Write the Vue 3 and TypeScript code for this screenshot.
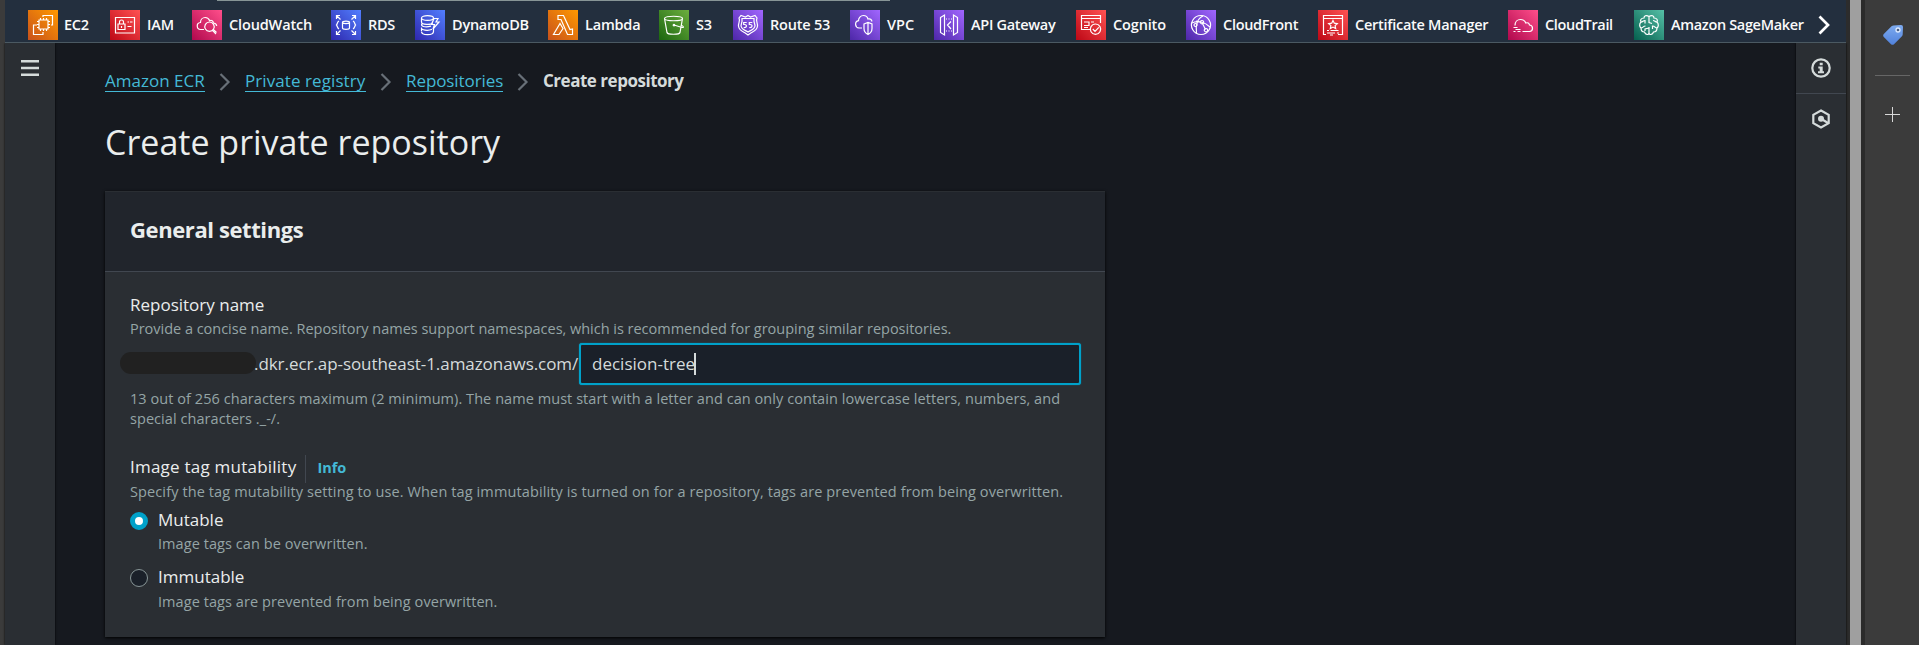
<script setup lang="ts">
interface Service {
  name: string
  width: number
  tone: string
  spacing: number
  icon: string[]
}

const services: Service[] = [
  { name: 'EC2', width: 82, tone: 'orange', spacing: -0.3, icon: ['M11 10h9v9h-9z', 'M12.5 8v2M15.5 8v2M18.5 8v2M12.5 19v2M15.5 19v2M18.5 19v2M9 11.5h2M9 14.5h2M9 17.5h2M20 11.5h2M20 14.5h2M20 17.5h2', 'M15 7V5.500h9.500V15H23M9 15H5.500v9.500h9.500V22'] },
  { name: 'IAM', width: 82, tone: 'red', spacing: -0.1, icon: ['M5.500 7.500h19v15.500h-19z', 'M8 14h7v5.500H8zM9.500 14v-2a2 2 0 0 1 4 0v2M11.500 16v2', 'M17.500 12h1.500M20 12h2.500M17.500 16.500h4'] },
  { name: 'CloudWatch', width: 139, tone: 'pink', spacing: -0.15, icon: ['M12 19.500H9a3.500 3.500 0 0 1-.5-7c0-3 2.200-5 4.700-5 2.300 0 3.800 1.300 4.500 3.200 2-.8 3.500.300 3.700 2.300 2 .2 3.100 1.400 3.300 3', 'M17.500 12a4.700 4.700 0 1 1-.01 0M20.500 20.300l3.500 3.700M21.300 19.300l3.200 3.200'] },
  { name: 'RDS', width: 84, tone: 'blue', spacing: -0.3, icon: ['M5.500 9V5.500H9M5.500 5.500L9.500 9.500M21 5.500h3.500V9M24.500 5.500l-4 4M5.500 21v3.500H9M5.500 24.500l4-4M21 24.500h3.500V21M24.500 24.500l-4-4', 'M11.500 12.300v5.700c0 1.800 7 1.800 7 0v-5.700M11.500 12.300c0-1.700 7-1.700 7 0s-7 1.700-7 0', 'M8 11c-2 1-1.500 3-2.500 4 1 1 .5 3 2.500 4M22 11c2 1 1.500 3 2.500 4-1 1-.5 3-2.500 4'] },
  { name: 'DynamoDB', width: 133, tone: 'blue', spacing: -0.25, icon: ['M6.500 8c0-3.200 12-3.200 12 0s-12 3.200-12 0v4c0 3 10 3 11 1M18.500 8v1M7 13.500c-2 3 3 4 9 2.700M6.500 17.500c-1 3 7 3.500 10.500 1.800M6.500 21.500c0 4.200 12 4.200 12 0v-3M6.500 21v-3', 'M19 8.500l-2.500 6h3L18 19l6-7h-3l2-3.500z'] },
  { name: 'Lambda', width: 111, tone: 'orange', spacing: -0.2, icon: ['M10 5.500h5.500l6.500 14 2.500-.5v5.500h-5L13 9.500h-3z', 'M12 13.500L5.500 24.500H11l4-6z'] },
  { name: 'S3', width: 74, tone: 'green', spacing: -0.2, icon: ['M5.500 8.500c0-3 18-3 18 0s-18 3-18 0L8 22.500c.5 2.300 12.500 2.300 13 0l2.500-14', 'M15 15l8 2.500c2 .2 2-1-1-2.500M15 14.300a.8.8 0 1 1-.01 0'] },
  { name: 'Route 53', width: 117, tone: 'violet', spacing: -0.2, icon: ['M15 5.500l2.500 1.500L22 5.500l2 2.500c-1.500 3 .8 5 .5 8-.4 4-3 5-6 6.500L15 25l-3.500-2.500c-3-1.500-5.600-2.500-6-6.500-.3-3 2-5 .5-8l2-2.500L12.500 7z', 'M9 8.500h12v3l1 4c0 4-4 4.500-7 6.500-3-2-7-2.500-7-6.500l1-4zM13.700 12.500h-3v2h1c2.500.2 2.500 3.300-1 3M19.300 12.500h-3v2h1c2.500.2 2.500 3.300-1 3'] },
  { name: 'VPC', width: 84, tone: 'violet', spacing: 0, icon: ['M12 18H9a3.700 3.700 0 0 1-.5-7.300C8.500 8 10.500 5.500 13.500 5.500c2.200 0 4 1.500 4.500 3.500 2-.5 3.500.5 4 2.500', 'M14 14l4-1.500 4 1.500v4.500c0 3-2 5-4 6-2-1-4-3-4-6zM18 12.500v12'] },
  { name: 'API Gateway', width: 142, tone: 'violet', spacing: -0.3, icon: ['M6.500 7.500L10.500 5v20l-4-2.500zM23.500 7.500L19.500 5v20l4-2.500z', 'M12 9h1M14.500 9h1M17 9h1M12 21h1M14.500 21h1M17 21h1M17 11.500L13.500 15l3.500 4'] },
  { name: 'Cognito', width: 110, tone: 'red', spacing: -0.15, icon: ['M14 19.500H5.500v-14h19V13M5.500 8.500h19M8 12h5v3.500H8M15 12h3M8 17.500h4', 'M19.500 14a5.200 5.200 0 1 1-.01 0M16.800 19l2.200 2.300 3.800-4'] },
  { name: 'CloudFront', width: 132, tone: 'violet', spacing: -0.3, icon: ['M15 5.500a9.500 9.500 0 1 1-.01 0', 'M17 6c-5 2-8 9-6.500 17M6 13c5-3 13-1 18 4M10 11l5 1M16 12.500l3.500 7', 'M16 10.500a1.700 1.700 0 1 1-.01 0M9.500 13.500a1.500 1.500 0 1 1-.01 0M20 18.500a1.700 1.700 0 1 1-.01 0'] },
  { name: 'Certificate Manager', width: 190, tone: 'red', spacing: -0.27, icon: ['M20 24.500h4.500v-19h-19v19H8M5.500 8.500h19', 'M15 10.500l1.300 2.700 3 .4-2.200 2 .6 3-2.700-1.500-2.700 1.500.6-3-2.200-2 3-.4z', 'M9 20.500h2M12.500 20.500h8M9 23h8M12 25h3M19 23h2'] },
  { name: 'CloudTrail', width: 126, tone: 'pink', spacing: -0.35, icon: ['M7 15.500c0-3.500 2.300-6 5.500-6 2.300 0 4.300 1.200 5.300 3.500 2-.8 3.300.3 3.700 2 4 .3 4 6.500 0 6.500H14.500', 'M5.500 17.500h4M5.500 21.500h2M9.500 21.500h3M7.500 19.500h5'] },
  { name: 'Amazon SageMaker', width: 171, tone: 'teal', spacing: -0.34, icon: ['M15 6.500c-3-2-5-.5-5 1.500-3 0-4 2-3 4-2 2-1.500 5 0 6 0 3 1.500 4 3.500 4 1 3 4 3 4.500 1.500M15 6.500c3-2 5-.5 5 1.500 3 0 4 2 3 4 2 2 1.500 5 0 6 0 3-1.500 4-3.500 4-1 3-4 3-4.500 1.500', 'M15 6.500v6l3 1M15 17v7M7 12c2 0 2-1.500 4-1.500v3M7 18c2 0 2-2 4.500-2M11 21v-2l4-1M23 12c-2 0-2-1.500-4-1.500M23 18c-2 0-2-2-4.500-2v3'] },
]

const crumbs = [
  { label: 'Amazon ECR', cls: 'c1' },
  { label: 'Private registry', cls: 'c2' },
  { label: 'Repositories', cls: 'c3' },
]
</script>

<template>
  <div class="window">
    <div class="edge"></div>
    <div class="console">
      <header class="favorites">
        <div class="load-bar"></div>
        <a v-for="s in services" :key="s.name" class="service" :style="{ width: s.width + 'px' }">
          <svg class="service-icon" :class="s.tone" viewBox="0 0 30 30"><path v-for="d in s.icon" :key="d" :d="d" /></svg>
          <span :style="{ letterSpacing: s.spacing + 'px' }">{{ s.name }}</span>
        </a>
        <svg class="more" viewBox="0 0 12 20"><path d="M1.500 1.500L10 10l-8.500 8.500" /></svg>
      </header>
      <div class="body">
        <aside class="side left">
          <svg class="menu" viewBox="0 0 18 16"><path d="M0 1.250h18M0 8h18M0 14.750h18" /></svg>
        </aside>
        <main>
          <nav class="crumbs">
            <template v-for="c in crumbs" :key="c.label">
              <a :class="c.cls">{{ c.label }}</a>
              <svg viewBox="0 0 12 18"><path d="M1.500 1L9.500 9l-8 8" /></svg>
            </template>
            <b>Create repository</b>
          </nav>
          <h1>Create private repository</h1>
          <section class="card">
            <h2>General settings</h2>
            <div class="form">
              <div class="label">Repository name</div>
              <div class="hint intro">Provide a concise name. Repository names support namespaces, which is recommended for grouping similar repositories.</div>
              <div class="uri">
                <span class="redacted"></span>
                <span class="host">.dkr.ecr.ap-southeast-1.amazonaws.com/</span>
                <div class="field"><span>decision-tree</span><i></i></div>
              </div>
              <div class="hint limits">13 out of 256 characters maximum (2 minimum). The name must start with a letter and can only contain lowercase letters, numbers, and<br>special characters ._-/.</div>
              <div class="label mutability"><span>Image tag mutability</span><a>Info</a></div>
              <div class="hint setting">Specify the tag mutability setting to use. When tag immutability is turned on for a repository, tags are prevented from being overwritten.</div>
              <div class="option">
                <span class="radio on"></span>
                <div><div class="label">Mutable</div><div class="hint">Image tags can be overwritten.</div></div>
              </div>
              <div class="option second">
                <span class="radio"></span>
                <div><div class="label">Immutable</div><div class="hint">Image tags are prevented from being overwritten.</div></div>
              </div>
            </div>
          </section>
        </main>
        <aside class="side right">
          <div class="tool">
            <svg viewBox="0 0 20 20"><circle cx="10" cy="10" r="8.700" /><path class="fill" d="M8.700 4.800h3v2.400h-3zM7.300 8.500h4.400v4.800H13v2H7v-2h1.700v-2.800H7.300z" /></svg>
          </div>
          <div class="tool last">
            <svg viewBox="0 0 20 20"><path d="M10 1.500l7.700 4.300v8.400L10 18.500l-7.700-4.300V5.800z" /><circle class="fill" cx="10" cy="9.800" r="3" /><path d="M10.500 10l6.500 4" /></svg>
          </div>
        </aside>
      </div>
    </div>
    <div class="gutter"></div>
    <div class="scroll"></div>
    <div class="browser-bar">
      <svg class="tag" viewBox="0 0 20 20">
        <defs><linearGradient id="tagFill" x1="0" y1="0" x2="0" y2="1"><stop offset="0" stop-color="#7eabef" /><stop offset="1" stop-color="#5182dc" /></linearGradient></defs>
        <path fill="url(#tagFill)" d="M10.500.5 18 0q2 0 2 2l-.3 7.500q0 1-1 2L11 19.200q-1.500 1.200-3 0L.8 12q-1.300-1.500 0-3l7.700-7.700q1-.8 2-.8z" />
        <circle cx="15" cy="5" r="2" fill="#4b5f83" stroke="#dceaff" stroke-width="1.300" />
      </svg>
      <div class="rule"></div>
      <svg class="plus" viewBox="0 0 15 15"><path d="M7.500 0v15M0 7.500h15" /></svg>
    </div>
  </div>
</template>

<style>
html, body { margin: 0; overflow: hidden; background: #16191f; }
</style>

<style scoped>
* { box-sizing: border-box; }
.window { width: 1919px; height: 645px; display: flex; overflow: hidden; background: #16191f; color: #d5dbdb; font-family: "Open Sans", "Noto Sans", sans-serif; font-stretch: 90%; font-size: 15px; white-space: nowrap; }
.edge { width: 5px; flex: none; background: #3b3b3b; }
.console { width: 1841px; flex: none; display: flex; flex-direction: column; }
.favorites { position: relative; height: 43px; display: flex; flex: none; padding: 10px 0 0 23px; background: #232f3e; border-bottom: 1px solid #4b5962; }
.load-bar { position: absolute; left: 212px; top: 0; width: 673px; height: 1px; background: #879596; }
.service { display: flex; flex: none; height: 30px; gap: 7px; align-items: flex-start; color: #fafafa; font-weight: 600; line-height: 29px; font-size: 14.500px; }
.service:nth-of-type(1) { gap: 6px; }
.service-icon { width: 30px; height: 30px; flex: none; fill: none; stroke: #fff; stroke-width: 1.200; }
.orange { background: linear-gradient(45deg, #c8511b, #ff9900); }
.red { background: linear-gradient(45deg, #bd0816, #ff5252); }
.pink { background: linear-gradient(45deg, #b0084d, #ff4f8b); }
.blue { background: linear-gradient(45deg, #2e27ad, #527fff); }
.green { background: linear-gradient(45deg, #1b660f, #6cae3e); }
.violet { background: linear-gradient(45deg, #4d27a8, #a166ff); }
.teal { background: linear-gradient(45deg, #055f4e, #56c0a7); }
.more { position: absolute; left: 1813px; top: 15px; width: 12px; height: 20px; fill: none; stroke: #fff; stroke-width: 2.700; }
.body { flex: 1; display: flex; }
.side { width: 50px; flex: none; background: #2a2e33; box-shadow: 0 0 2px #000; clip-path: inset(0 -3px); }
.menu { display: block; width: 18px; height: 16px; margin: 17px 0 0 16px; stroke: #d5dbdb; stroke-width: 2.500; }
main { width: 1741px; padding-left: 50px; }
.crumbs { display: flex; height: 22px; margin-top: 27px; font-size: 17px; align-items: center; }
.crumbs a { color: #44b9d6; height: 22px; line-height: 21px; border-bottom: 1px solid #44b9d6; flex: none; }
.crumbs svg { width: 12px; height: 18px; margin: 2px 14px 0; fill: none; stroke: #687078; stroke-width: 2.200; flex: none; }
.crumbs b { line-height: 21px; letter-spacing: -0.480px; height: 22px; }
.c1 { width: 100px; letter-spacing: 0.020px; }
.c2 { width: 121px; letter-spacing: 0.080px; }
.c3 { width: 97px; letter-spacing: -0.080px; }
h1 { margin: 28px 0 0; height: 44px; line-height: 44px; font-size: 34px; font-weight: 400; color: #eaeded; }
.card { width: 1000px; height: 446px; margin-top: 27px; background: #2a2e33; box-shadow: 0 1px 3px #000; }
h2 { margin: 0; height: 81px; padding: 0 25px; line-height: 74px; font-size: 22px; font-weight: 700; letter-spacing: -0.400px; color: #eaeded; background: #21252c; border-top: 1px solid #2a2e33; border-bottom: 1px solid #414750; }
.form { padding: 20px 24px 0 25px; }
.label { height: 27px; line-height: 26px; font-size: 17px; color: #eaeded; }
.hint { height: 20px; line-height: 20px; font-size: 14.500px; letter-spacing: 0.070px; color: #95a5a6; }
.intro { letter-spacing: -0.020px; }
.uri { display: flex; height: 42px; margin-top: 4px; line-height: 42px; font-size: 17px; }
.redacted { width: 136px; height: 22px; flex: none; margin: 9px -2px 0 -10px; border-radius: 11px; background: #212121; }
.host { width: 325px; flex: none; letter-spacing: -0.060px; }
.field { width: 502px; height: 42px; flex: none; display: flex; align-items: center; padding-left: 11px; background: #1a2029; border: 2px solid #00a1c9; border-radius: 3px; box-shadow: 0 0 1px #00a1c9; }
.field i { width: 2px; height: 22px; margin-left: -1px; background: #d5dbdb; }
.limits { height: 40px; margin-top: 4px; letter-spacing: 0.058px; }
.mutability { display: flex; margin-top: 25px; height: 28px; }
.mutability span { letter-spacing: 0.230px; }
.mutability a { height: 28px; margin: 1px 0 0 9px; padding-left: 11px; line-height: 25px; font-size: 14.500px; font-weight: 700; color: #44b9d6; border-left: 1px solid #414750; }
.setting { letter-spacing: 0.115px; }
.option { display: flex; margin-top: 5px; gap: 10px; }
.option.second { margin-top: 10px; }
.option.second .label { height: 28px; }
.radio { width: 18px; height: 18px; margin-top: 5px; border-radius: 50%; background: #1a2029; border: 1px solid #879596; }
.radio.on { border: 5px solid #00a1c9; background: #fff; }
.tool { height: 51px; padding: 15px; border-bottom: 1px solid #414750; }
.tool.last { border: 0; }
.tool svg { display: block; width: 20px; height: 20px; fill: none; stroke: #d5dbdb; stroke-width: 2.200; }
.tool .fill { fill: #d5dbdb; stroke: none; }
.gutter { width: 4px; flex: none; background: #2c2c2c; }
.scroll { width: 11px; flex: none; background: #9f9f9f; }
.browser-bar { flex: 1; display: flex; flex-direction: column; align-items: center; border-left: 4px solid #2b2b2b; background: #3b3b3b; }
.tag { width: 20px; height: 20px; margin: 25px 0 0 2px; }
.rule { width: 35px; height: 1px; margin-top: 30px; background: #666; }
.plus { width: 15px; height: 15px; margin-top: 31px; fill: none; stroke: #d8d8d8; stroke-width: 1; }
</style>
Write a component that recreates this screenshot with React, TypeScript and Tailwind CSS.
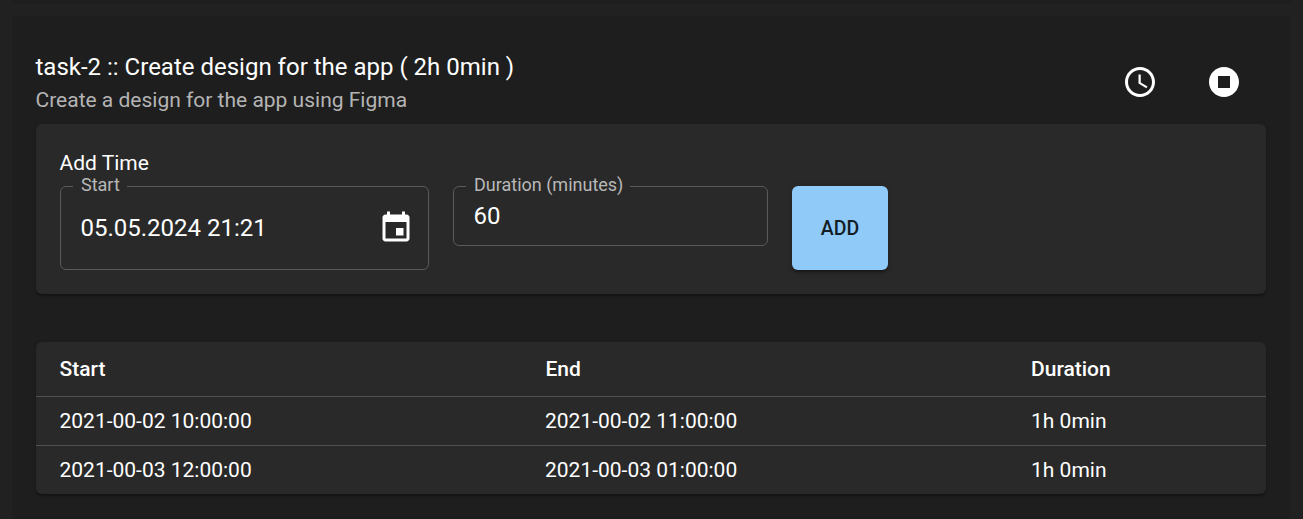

* STATED GOAL *
Copy each line holding the word "Write" from the listing above.

* FINISHED TASK *
Write the Vue 3 and TypeScript code for this screenshot.
Write a component that recreates this screenshot with React, TypeScript and Tailwind CSS.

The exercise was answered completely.